Your objective:
With the images removed, repeat the data below exactly.

Material:
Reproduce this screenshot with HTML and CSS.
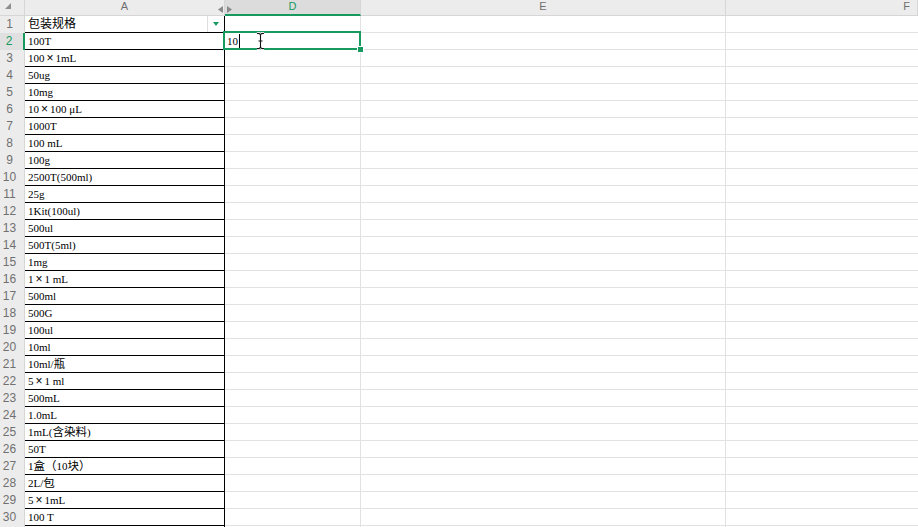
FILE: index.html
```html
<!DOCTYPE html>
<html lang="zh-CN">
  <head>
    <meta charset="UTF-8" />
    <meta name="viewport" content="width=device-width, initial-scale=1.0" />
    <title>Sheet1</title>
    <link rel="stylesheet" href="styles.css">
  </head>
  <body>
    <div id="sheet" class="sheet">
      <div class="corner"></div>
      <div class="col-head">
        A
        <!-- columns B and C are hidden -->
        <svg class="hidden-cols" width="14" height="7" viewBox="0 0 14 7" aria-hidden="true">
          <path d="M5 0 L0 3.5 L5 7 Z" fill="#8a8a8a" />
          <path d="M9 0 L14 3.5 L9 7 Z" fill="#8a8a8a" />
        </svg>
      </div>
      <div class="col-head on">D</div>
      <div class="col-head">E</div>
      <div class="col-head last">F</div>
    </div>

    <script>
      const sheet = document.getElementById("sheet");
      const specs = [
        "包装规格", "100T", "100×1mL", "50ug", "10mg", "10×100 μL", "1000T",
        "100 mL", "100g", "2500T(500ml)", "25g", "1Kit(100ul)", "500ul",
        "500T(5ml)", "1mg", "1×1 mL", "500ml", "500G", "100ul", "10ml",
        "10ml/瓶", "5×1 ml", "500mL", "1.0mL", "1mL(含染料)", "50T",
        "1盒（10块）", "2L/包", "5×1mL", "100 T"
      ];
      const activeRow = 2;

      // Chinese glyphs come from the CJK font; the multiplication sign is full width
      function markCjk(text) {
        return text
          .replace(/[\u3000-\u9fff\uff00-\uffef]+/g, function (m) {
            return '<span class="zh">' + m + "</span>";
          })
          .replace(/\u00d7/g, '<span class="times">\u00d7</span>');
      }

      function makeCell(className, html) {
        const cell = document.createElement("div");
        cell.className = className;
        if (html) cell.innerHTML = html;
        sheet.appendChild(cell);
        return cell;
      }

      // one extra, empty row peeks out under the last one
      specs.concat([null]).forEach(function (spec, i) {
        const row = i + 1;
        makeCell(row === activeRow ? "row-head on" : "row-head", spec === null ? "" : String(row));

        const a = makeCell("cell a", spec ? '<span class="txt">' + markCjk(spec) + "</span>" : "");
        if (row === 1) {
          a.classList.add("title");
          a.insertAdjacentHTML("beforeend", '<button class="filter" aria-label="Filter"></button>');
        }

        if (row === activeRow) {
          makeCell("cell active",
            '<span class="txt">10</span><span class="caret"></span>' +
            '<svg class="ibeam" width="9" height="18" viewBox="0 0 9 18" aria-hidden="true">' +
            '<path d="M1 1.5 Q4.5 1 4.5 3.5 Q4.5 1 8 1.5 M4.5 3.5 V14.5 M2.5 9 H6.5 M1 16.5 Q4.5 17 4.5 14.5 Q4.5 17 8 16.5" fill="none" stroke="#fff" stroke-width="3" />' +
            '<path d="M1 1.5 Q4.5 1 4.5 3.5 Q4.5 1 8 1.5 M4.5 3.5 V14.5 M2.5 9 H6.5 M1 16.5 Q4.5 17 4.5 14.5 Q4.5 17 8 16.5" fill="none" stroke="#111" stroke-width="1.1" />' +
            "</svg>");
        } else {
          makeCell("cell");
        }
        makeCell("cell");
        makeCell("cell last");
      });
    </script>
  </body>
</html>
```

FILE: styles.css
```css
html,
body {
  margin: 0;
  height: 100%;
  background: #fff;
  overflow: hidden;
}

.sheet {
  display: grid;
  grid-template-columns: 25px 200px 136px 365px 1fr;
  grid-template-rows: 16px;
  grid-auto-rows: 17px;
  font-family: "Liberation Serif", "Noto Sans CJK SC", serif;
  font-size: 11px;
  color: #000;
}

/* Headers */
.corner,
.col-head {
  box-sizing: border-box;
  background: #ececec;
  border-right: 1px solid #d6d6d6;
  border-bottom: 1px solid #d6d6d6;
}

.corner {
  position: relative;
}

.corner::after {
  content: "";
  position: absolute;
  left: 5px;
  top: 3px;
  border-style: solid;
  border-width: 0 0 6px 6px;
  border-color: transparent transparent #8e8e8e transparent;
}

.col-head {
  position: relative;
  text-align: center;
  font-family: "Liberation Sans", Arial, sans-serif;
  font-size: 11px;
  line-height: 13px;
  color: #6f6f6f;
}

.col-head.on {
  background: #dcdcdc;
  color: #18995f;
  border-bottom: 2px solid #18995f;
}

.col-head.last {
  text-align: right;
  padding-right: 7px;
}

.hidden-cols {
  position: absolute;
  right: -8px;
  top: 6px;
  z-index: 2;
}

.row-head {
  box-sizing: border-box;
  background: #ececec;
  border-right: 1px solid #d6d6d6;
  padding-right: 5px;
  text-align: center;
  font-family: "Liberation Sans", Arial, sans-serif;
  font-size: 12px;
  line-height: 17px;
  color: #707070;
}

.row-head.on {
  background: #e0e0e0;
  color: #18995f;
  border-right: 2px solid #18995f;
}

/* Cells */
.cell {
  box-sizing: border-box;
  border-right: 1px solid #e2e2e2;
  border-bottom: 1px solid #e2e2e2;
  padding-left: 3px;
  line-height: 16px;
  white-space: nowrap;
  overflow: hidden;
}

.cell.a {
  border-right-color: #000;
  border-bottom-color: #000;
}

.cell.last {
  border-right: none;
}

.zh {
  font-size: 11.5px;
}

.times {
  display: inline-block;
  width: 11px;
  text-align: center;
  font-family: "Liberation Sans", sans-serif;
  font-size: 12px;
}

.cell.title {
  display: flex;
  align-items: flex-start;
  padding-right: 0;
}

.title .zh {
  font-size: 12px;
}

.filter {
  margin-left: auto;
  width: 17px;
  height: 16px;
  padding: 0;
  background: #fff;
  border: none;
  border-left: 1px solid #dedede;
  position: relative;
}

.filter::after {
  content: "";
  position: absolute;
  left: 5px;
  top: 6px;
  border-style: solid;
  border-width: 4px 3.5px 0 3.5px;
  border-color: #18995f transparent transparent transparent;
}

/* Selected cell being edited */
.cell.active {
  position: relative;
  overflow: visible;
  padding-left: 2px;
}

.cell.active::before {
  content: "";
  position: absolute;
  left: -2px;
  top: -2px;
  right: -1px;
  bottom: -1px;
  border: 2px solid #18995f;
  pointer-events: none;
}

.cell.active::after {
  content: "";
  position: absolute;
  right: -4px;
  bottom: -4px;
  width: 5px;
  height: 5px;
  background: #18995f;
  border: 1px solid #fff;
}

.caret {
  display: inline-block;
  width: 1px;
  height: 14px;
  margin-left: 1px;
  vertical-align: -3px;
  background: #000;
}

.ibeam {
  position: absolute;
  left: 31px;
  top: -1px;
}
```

Finished exercise:
Reproduce this screenshot with HTML and CSS.
FILE: index.html
```html
<!DOCTYPE html>
<html lang="zh-CN">
  <head>
    <meta charset="UTF-8" />
    <meta name="viewport" content="width=device-width, initial-scale=1.0" />
    <title>Sheet1</title>
    <link rel="stylesheet" href="styles.css">
  </head>
  <body>
    <div id="sheet" class="sheet">
      <div class="corner"></div>
      <div class="col-head">
        A
        <!-- columns B and C are hidden -->
        <svg class="hidden-cols" width="14" height="7" viewBox="0 0 14 7" aria-hidden="true">
          <path d="M5 0 L0 3.5 L5 7 Z" fill="#8a8a8a" />
          <path d="M9 0 L14 3.5 L9 7 Z" fill="#8a8a8a" />
        </svg>
      </div>
      <div class="col-head on">D</div>
      <div class="col-head">E</div>
      <div class="col-head last">F</div>
    </div>

    <script>
      const sheet = document.getElementById("sheet");
      const specs = [
        "包装规格", "100T", "100×1mL", "50ug", "10mg", "10×100 μL", "1000T",
        "100 mL", "100g", "2500T(500ml)", "25g", "1Kit(100ul)", "500ul",
        "500T(5ml)", "1mg", "1×1 mL", "500ml", "500G", "100ul", "10ml",
        "10ml/瓶", "5×1 ml", "500mL", "1.0mL", "1mL(含染料)", "50T",
        "1盒（10块）", "2L/包", "5×1mL", "100 T"
      ];
      const activeRow = 2;

      // Chinese glyphs come from the CJK font; the multiplication sign is full width
      function markCjk(text) {
        return text
          .replace(/[\u3000-\u9fff\uff00-\uffef]+/g, function (m) {
            return '<span class="zh">' + m + "</span>";
          })
          .replace(/\u00d7/g, '<span class="times">\u00d7</span>');
      }

      function makeCell(className, html) {
        const cell = document.createElement("div");
        cell.className = className;
        if (html) cell.innerHTML = html;
        sheet.appendChild(cell);
        return cell;
      }

      // one extra, empty row peeks out under the last one
      specs.concat([null]).forEach(function (spec, i) {
        const row = i + 1;
        makeCell(row === activeRow ? "row-head on" : "row-head", spec === null ? "" : String(row));

        const a = makeCell("cell a", spec ? '<span class="txt">' + markCjk(spec) + "</span>" : "");
        if (row === 1) {
          a.classList.add("title");
          a.insertAdjacentHTML("beforeend", '<button class="filter" aria-label="Filter"></button>');
        }

        if (row === activeRow) {
          makeCell("cell active",
            '<span class="txt">10</span><span class="caret"></span>' +
            '<svg class="ibeam" width="9" height="18" viewBox="0 0 9 18" aria-hidden="true">' +
            '<path d="M1 1.5 Q4.5 1 4.5 3.5 Q4.5 1 8 1.5 M4.5 3.5 V14.5 M2.5 9 H6.5 M1 16.5 Q4.5 17 4.5 14.5 Q4.5 17 8 16.5" fill="none" stroke="#fff" stroke-width="3" />' +
            '<path d="M1 1.5 Q4.5 1 4.5 3.5 Q4.5 1 8 1.5 M4.5 3.5 V14.5 M2.5 9 H6.5 M1 16.5 Q4.5 17 4.5 14.5 Q4.5 17 8 16.5" fill="none" stroke="#111" stroke-width="1.1" />' +
            "</svg>");
        } else {
          makeCell("cell");
        }
        makeCell("cell");
        makeCell("cell last");
      });
    </script>
  </body>
</html>
```

FILE: styles.css
```css
html,
body {
  margin: 0;
  height: 100%;
  background: #fff;
  overflow: hidden;
}

.sheet {
  display: grid;
  grid-template-columns: 25px 200px 136px 365px 1fr;
  grid-template-rows: 16px;
  grid-auto-rows: 17px;
  font-family: "Liberation Serif", "Noto Sans CJK SC", serif;
  font-size: 11px;
  color: #000;
}

/* Headers */
.corner,
.col-head {
  box-sizing: border-box;
  background: #ececec;
  border-right: 1px solid #d6d6d6;
  border-bottom: 1px solid #d6d6d6;
}

.corner {
  position: relative;
}

.corner::after {
  content: "";
  position: absolute;
  left: 5px;
  top: 3px;
  border-style: solid;
  border-width: 0 0 6px 6px;
  border-color: transparent transparent #8e8e8e transparent;
}

.col-head {
  position: relative;
  text-align: center;
  font-family: "Liberation Sans", Arial, sans-serif;
  font-size: 11px;
  line-height: 13px;
  color: #6f6f6f;
}

.col-head.on {
  background: #dcdcdc;
  color: #18995f;
  border-bottom: 2px solid #18995f;
}

.col-head.last {
  text-align: right;
  padding-right: 7px;
}

.hidden-cols {
  position: absolute;
  right: -8px;
  top: 6px;
  z-index: 2;
}

.row-head {
  box-sizing: border-box;
  background: #ececec;
  border-right: 1px solid #d6d6d6;
  padding-right: 5px;
  text-align: center;
  font-family: "Liberation Sans", Arial, sans-serif;
  font-size: 12px;
  line-height: 17px;
  color: #707070;
}

.row-head.on {
  background: #e0e0e0;
  color: #18995f;
  border-right: 2px solid #18995f;
}

/* Cells */
.cell {
  box-sizing: border-box;
  border-right: 1px solid #e2e2e2;
  border-bottom: 1px solid #e2e2e2;
  padding-left: 3px;
  line-height: 16px;
  white-space: nowrap;
  overflow: hidden;
}

.cell.a {
  border-right-color: #000;
  border-bottom-color: #000;
}

.cell.last {
  border-right: none;
}

.zh {
  font-size: 11.5px;
}

.times {
  display: inline-block;
  width: 11px;
  text-align: center;
  font-family: "Liberation Sans", sans-serif;
  font-size: 12px;
}

.cell.title {
  display: flex;
  align-items: flex-start;
  padding-right: 0;
}

.title .zh {
  font-size: 12px;
}

.filter {
  margin-left: auto;
  width: 17px;
  height: 16px;
  padding: 0;
  background: #fff;
  border: none;
  border-left: 1px solid #dedede;
  position: relative;
}

.filter::after {
  content: "";
  position: absolute;
  left: 5px;
  top: 6px;
  border-style: solid;
  border-width: 4px 3.5px 0 3.5px;
  border-color: #18995f transparent transparent transparent;
}

/* Selected cell being edited */
.cell.active {
  position: relative;
  overflow: visible;
  padding-left: 2px;
}

.cell.active::before {
  content: "";
  position: absolute;
  left: -2px;
  top: -2px;
  right: -1px;
  bottom: -1px;
  border: 2px solid #18995f;
  pointer-events: none;
}

.cell.active::after {
  content: "";
  position: absolute;
  right: -4px;
  bottom: -4px;
  width: 5px;
  height: 5px;
  background: #18995f;
  border: 1px solid #fff;
}

.caret {
  display: inline-block;
  width: 1px;
  height: 14px;
  margin-left: 1px;
  vertical-align: -3px;
  background: #000;
}

.ibeam {
  position: absolute;
  left: 31px;
  top: -1px;
}
```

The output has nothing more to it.